Wednesday, December 2nd, 2009
"If he has committed sins, it will be forgiven him." (James 5:15)

If we fear that we have sinned against the spirit, we should continue feeding on God’s Word. We need to keep on attending congregation meetings and sharing in the Kingdom-preaching work. Doing so will help us to be “healthy in faith” and free from anxiety. (Titus 2:2) Any who fear that they have sinned against the holy spirit might ask themselves: ‘Have I blasphemed against the holy spirit? Did I genuinely repent of my sin? Do I have faith in God’s forgiveness? Am I an apostate who has rejected spiritual light?’ Very likely, such individuals will realize that they have not blasphemed against God’s holy spirit, nor have they become apostates. They are repentant, and they have abiding faith in Jehovah’s forgiveness. If so, they have not sinned against Jehovah’s holy spirit.
(Watchtower issue: 07/15/07, 1:17, 19, 20)

I was reading an excerpt from chapter 24, pgs 244-246, in the Draw Close To Jehovah book, which ties in well to today's text, and also demonstrates how God displays the quality of 'goodness' in our behalf. The following examples show that Jehovah never overlooks the good in us even when we sin against him...

Jehovah Sifts the Good From the Bad
...As Jehovah searches through us, he carefully sifts, looking for the good. For instance, when Jehovah decreed that the entire apostate dynasty of King Jeroboam was to be executed, He ordered that one of the king’s sons, Abijah, be given a decent burial. Why? “Something good toward Jehovah the God of Israel has been found in him.” (1 Kings 14:1, 10-13) Jehovah, in effect, sifted through the heart of that young man and found “something good” there. However small or insignificant that bit of good may have been, Jehovah found it worth noting in his Word. He even rewarded it, showing an appropriate degree of mercy to that one member of an apostate household.

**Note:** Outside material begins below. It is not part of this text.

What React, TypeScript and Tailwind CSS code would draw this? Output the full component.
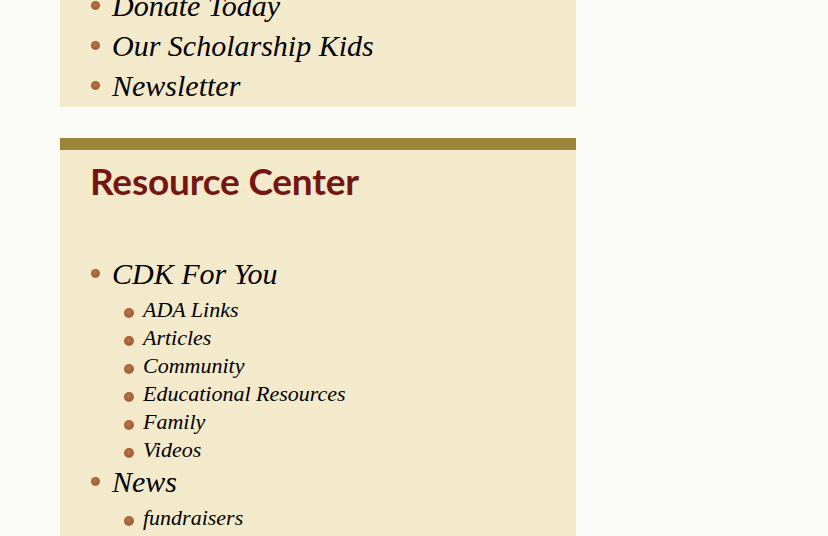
const serif = "font-['Liberation_Serif',serif] italic text-black";
const dot = "shrink-0 rounded-full bg-[radial-gradient(circle_at_45%_40%,#b8784a,#a25a33_60%,#d8b58f)]";

function MainItem({ label }: { label: string }) {
  return (
    <li className={`flex h-[40px] items-start gap-[12px] text-[30px] ${serif}`}>
      <span className={`mt-[14px] h-[9px] w-[9px] ${dot}`} />
      <span className="leading-[38px]">{label}</span>
    </li>
  );
}

function SubItem({ label }: { label: string }) {
  return (
    <li className={`flex h-[28px] items-start gap-[9px] pl-[33px] pt-[2px] text-[22px] ${serif}`}>
      <span className={`mt-[11px] h-[10px] w-[10px] ${dot}`} />
      <span className="leading-[26px]">{label}</span>
    </li>
  );
}

const resources = ["ADA Links", "Articles", "Community", "Educational Resources", "Family", "Videos"];

export default function App() {
  return (
    <div className="h-[536px] w-[828px] overflow-hidden bg-[#fafaf6]">
      <div className="ml-[60px] flex w-[516px] flex-col gap-[31px] -mt-[13px]">
        {/* Support list (scrolled) */}
        <div className="bg-[#f3e9cb]">
          <ul className="flex flex-col pl-[31px]">
            <MainItem label="Donate Today" />
            <MainItem label="Our Scholarship Kids" />
            <MainItem label="Newsletter" />
          </ul>
        </div>

        {/* Resource Center */}
        <div className="flex flex-col bg-[#f3e9cb] pb-[20px]">
          <div className="h-[12px] bg-[#9c8538]" />
          <h2 className="mt-[9px] pl-[30px] font-['Lato',sans-serif] text-[37px] font-bold leading-[44px] tracking-[-0.2px] text-[#741712]">
            Resource Center
          </h2>
          <ul className="mt-[52px] flex flex-col pl-[31px]">
            <MainItem label="CDK For You" />
            {resources.map((r) => (
              <SubItem key={r} label={r} />
            ))}
            <MainItem label="News" />
            <SubItem label="fundraisers" />
          </ul>
        </div>
      </div>
    </div>
  );
}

An even more positive example may be found in good King Jehoshaphat. When the king committed a foolish act, Jehovah’s prophet told him: “For this there is indignation against you from the person of Jehovah.” What a sobering thought! But Jehovah’s message did not end there. It went on: “Nevertheless, there are good things that have been found with you.” (2 Chronicles 19:1-3) So Jehovah’s righteous anger did not blind him to the good in Jehoshaphat. How unlike imperfect humans! When upset with others, we may tend to become blind to the good in them. And when we sin, the disappointment, shame, and guilt that we feel may blind us to the good in ourselves. Remember, though, that if we repent of our sins and strive hard not to repeat them, Jehovah forgives us.

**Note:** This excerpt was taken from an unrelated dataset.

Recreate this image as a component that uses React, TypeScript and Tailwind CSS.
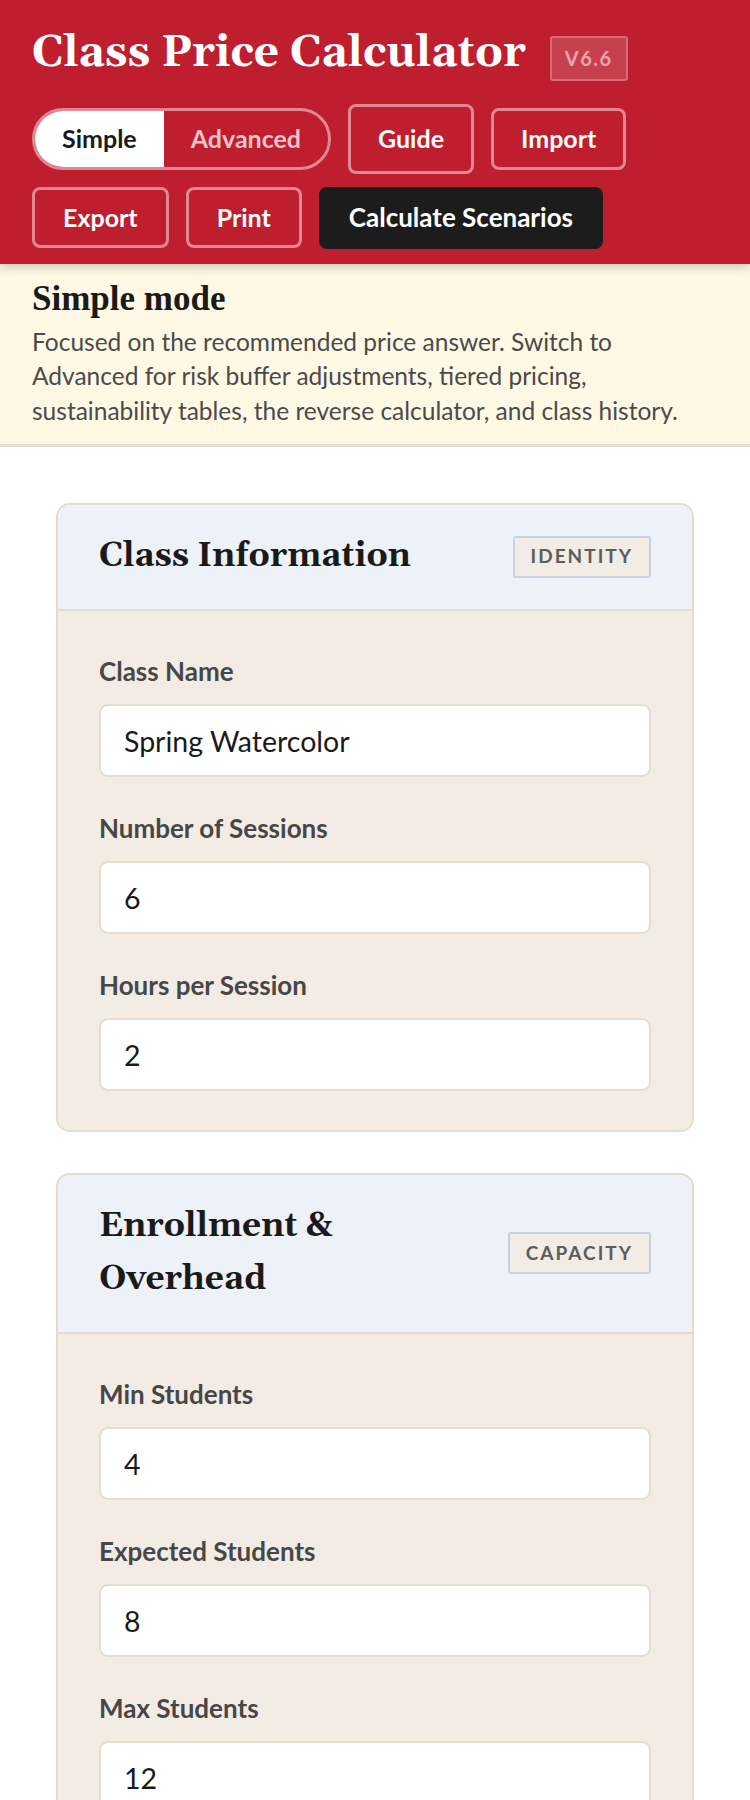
import React, { useState } from "react";

const sans = "font-['Lato','Liberation_Sans',sans-serif]";
const serif = "font-['Gelasio','Georgia',serif]";

interface FieldProps {
  label: string;
  value: string;
}

const Field: React.FC<FieldProps> = ({ label, value }) => (
  <div className="flex flex-col">
    <label className="text-[26px] leading-[36px] font-bold text-[#474747] mb-[15px]">
      {label}
    </label>
    <input
      defaultValue={value}
      className="h-[73px] w-full bg-white border-2 border-[#e6ddcd] rounded-[9px] px-[23px] text-[28.5px] text-[#1a1a1a] outline-none"
    />
  </div>
);

interface CardProps {
  title: string;
  badge: string;
  children: React.ReactNode;
}

const Card: React.FC<CardProps> = ({ title, badge, children }) => (
  <section className="border-2 border-[#e4dbcc] rounded-[14px] overflow-hidden">
    <div className="bg-[#edf1f8] border-b-2 border-[#e4dbcc] px-[41px] pt-[25px] pb-[26px] flex items-center justify-between gap-6">
      <h2 className={`${serif} text-[33.5px] leading-[53px] font-bold text-[#1a1a1a] max-w-[340px]`}>
        {title}
      </h2>
      <span className="shrink-0 border-2 border-[#c6d1e4] bg-[#f3ece4] rounded-[3px] px-[16px] h-[42px] flex items-center text-[19px] font-bold tracking-[2px] text-[#5c5c5c]">
        {badge}
      </span>
    </div>
    <div className="bg-[#f3ece4] px-[41px] pt-[42px] pb-[39px] flex flex-col gap-[33px]">
      {children}
    </div>
  </section>
);

export default function App() {
  const [mode, setMode] = useState<"simple" | "advanced">("simple");

  const outlineBtn =
    "rounded-[8px] border-[3px] border-[#e08890] text-white text-[25px] font-bold";

  return (
    <div className={`${sans} min-h-screen bg-white`}>
      {/* Header */}
      <header className="bg-[#be1e2d] px-8 pt-[27px] pb-[15px] shadow-[0_4px_10px_rgba(0,0,0,0.18)] relative z-10">
        <div className="flex items-baseline gap-[24px]">
          <h1 className={`${serif} text-[44px] leading-[53px] font-bold text-white`}>
            Class Price Calculator
          </h1>
          <span className="h-[45px] px-[13px] flex items-center rounded-[3px] border-2 border-[#d96b75] bg-[#c7404d] text-[#eba6ad] text-[20px] font-bold tracking-[1.5px]">
            V6.6
          </span>
        </div>

        <div className="mt-[23px] flex flex-wrap items-center gap-x-[17px] gap-y-[13px]">
          <div className="flex h-[62px] rounded-full border-[3px] border-[#e08890] overflow-hidden">
            <button
              onClick={() => setMode("simple")}
              className={`px-[27px] text-[25px] font-bold ${
                mode === "simple" ? "bg-white text-[#1a1a1a]" : "text-[#f2c3c8]"
              }`}
            >
              Simple
            </button>
            <button
              onClick={() => setMode("advanced")}
              className={`px-[27px] text-[25px] font-bold ${
                mode === "advanced" ? "bg-white text-[#1a1a1a]" : "text-[#f2c3c8]"
              }`}
            >
              Advanced
            </button>
          </div>
          <button className={`${outlineBtn} px-[27px] h-[70px]`}>Guide</button>
          <button className={`${outlineBtn} px-[27px] h-[62px]`}>Import</button>
          <button className={`${outlineBtn} px-[28px] h-[61px]`}>Export</button>
          <button className={`${outlineBtn} px-[28px] h-[61px]`}>Print</button>
          <button className="h-[62px] px-[30px] rounded-[8px] bg-[#1c1c1c] text-white text-[26px] font-bold">
            Calculate Scenarios
          </button>
        </div>
      </header>

      {/* Mode note */}
      <div className="bg-[#fef8e4] border-b-[3px] border-[#e4ded2] px-8 pt-[15px] pb-[16px]">
        <h3 className="font-['Liberation_Serif',serif] text-[35px] leading-[40px] font-bold text-[#1a1a1a] mb-[6px]">
          Simple mode
        </h3>
        <p className="text-[24.5px] leading-[34.5px] text-[#4a4a4a]">
          Focused on the recommended price answer. Switch to Advanced for risk
          buffer adjustments, tiered pricing, sustainability tables, the reverse
          calculator, and class history.
        </p>
      </div>

      {/* Cards */}
      <main className="px-[56px] pt-[56px] pb-10 flex flex-col gap-[41px]">
        <Card title="Class Information" badge="IDENTITY">
          <Field label="Class Name" value="Spring Watercolor" />
          <Field label="Number of Sessions" value="6" />
          <Field label="Hours per Session" value="2" />
        </Card>
        <Card title="Enrollment & Overhead" badge="CAPACITY">
          <Field label="Min Students" value="4" />
          <Field label="Expected Students" value="8" />
          <Field label="Max Students" value="12" />
        </Card>
      </main>
    </div>
  );
}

As Jehovah sifts through you, he discards such sins, much the way a prospector panning for gold discards worthless gravel. What about your good qualities and works? Ah, these are the “nuggets” he keeps! Have you ever noticed the way fond parents treasure their children’s drawings or school projects, sometimes for decades after the children have forgotten them? Jehovah is the fondest Parent. As long as we remain faithful to him, he never forgets our good works and qualities. In fact, he would view it as unrighteous to forget these, and he is never unrighteous. (Hebrews 6:10) He also sifts us in another way.

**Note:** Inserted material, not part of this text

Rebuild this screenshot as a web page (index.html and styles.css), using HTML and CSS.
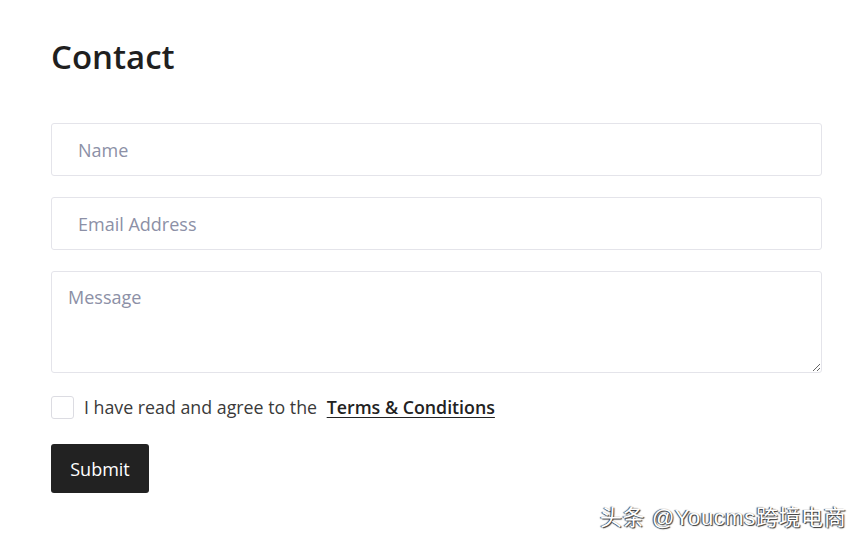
FILE: index.html
```html
<!DOCTYPE html>
<html lang="en">
<head>
    <meta charset="UTF-8">
    <meta name="viewport" content="width=device-width, initial-scale=1.0">
    <title>Contact</title>
    <link rel="stylesheet" href="styles.css">
</head>
<body>
    <div class="page">
        <h1 class="title">Contact</h1>
        <form class="contact-form">
            <input class="field" type="text" placeholder="Name">
            <input class="field" type="email" placeholder="Email Address">
            <textarea class="field message" placeholder="Message"></textarea>
            <label class="agree">
                <input class="check" type="checkbox">
                <span>I have read and agree to the <a href="#" class="terms">Terms &amp; Conditions</a></span>
            </label>
            <button class="submit" type="button">Submit</button>
        </form>
    </div>
    <div class="watermark">头条 @Youcms跨境电商</div>
</body>
</html>
```
FILE: styles.css
```css
body {
    margin: 0;
    background-color: #fff;
    font-family: "Open Sans", Arial, sans-serif;
    color: #222;
}
.page {
    padding: 34px 43px 0 51px;
}
.title {
    margin: 0 0 43px;
    font-size: 33px;
    font-weight: 600;
    line-height: 46px;
    color: #1f1f1f;
}
.contact-form {
    display: flex;
    flex-direction: column;
    gap: 21px;
}
.field {
    box-sizing: border-box;
    width: 771px;
    height: 53px;
    padding: 0 26px;
    border: 1px solid #e4e4ea;
    border-radius: 3px;
    font-family: "Open Sans", Arial, sans-serif;
    font-size: 18px;
    color: #333;
    outline: none;
}
.field::placeholder {
    color: #8c90a6;
}
.message {
    height: 102px;
    padding: 13px 16px;
    resize: vertical;
}
.agree {
    display: flex;
    align-items: center;
    gap: 10px;
    font-size: 17.8px;
    color: #3a3a3a;
    margin-top: 1px;
}
.check {
    appearance: none;
    width: 23px;
    height: 23px;
    margin: 0;
    border: 1px solid #dcdce2;
    border-radius: 3px;
    background: #fff;
}
.terms {
    margin-left: 5px;
    color: #222;
    font-weight: 600;
    text-decoration: underline;
    text-underline-offset: 3px;
}
.submit {
    align-self: flex-start;
    width: 98px;
    height: 49px;
    margin-top: 4px;
    border: none;
    border-radius: 3px;
    background-color: #222;
    color: #fff;
    font-family: "Open Sans", Arial, sans-serif;
    font-size: 18px;
    cursor: pointer;
}
.watermark {
    position: absolute;
    left: 600px;
    top: 499px;
    font-family: "Liberation Sans", "Noto Sans CJK SC", sans-serif;
    font-size: 22px;
    letter-spacing: 0.6px;
    color: #fff;
    text-shadow: 1px 1px 1px #333, -1px 0 1px #333;
}
```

Jehovah looks beyond our imperfections and sees our potential. To illustrate: People who love works of art will go to great lengths to restore badly damaged paintings or other works. When, for example, in the National Gallery in London, England, someone with a shotgun damaged a Leonardo da Vinci drawing worth some $30 million, no one suggested that since the drawing was now damaged, it should be discarded. Work to restore the nearly 500-year-old masterpiece began immediately. Why? Because it was precious in the eyes of art lovers. Are you not worth more than a chalk and charcoal drawing? In God’s eyes you certainly are—however damaged you may be by inherited imperfection. (Psalm 72:12-14) Jehovah God, the skilled Creator of the human family, will do what is necessary to restore to perfection all of those who respond to his loving care.—Acts 3:21; Romans 8:20-22.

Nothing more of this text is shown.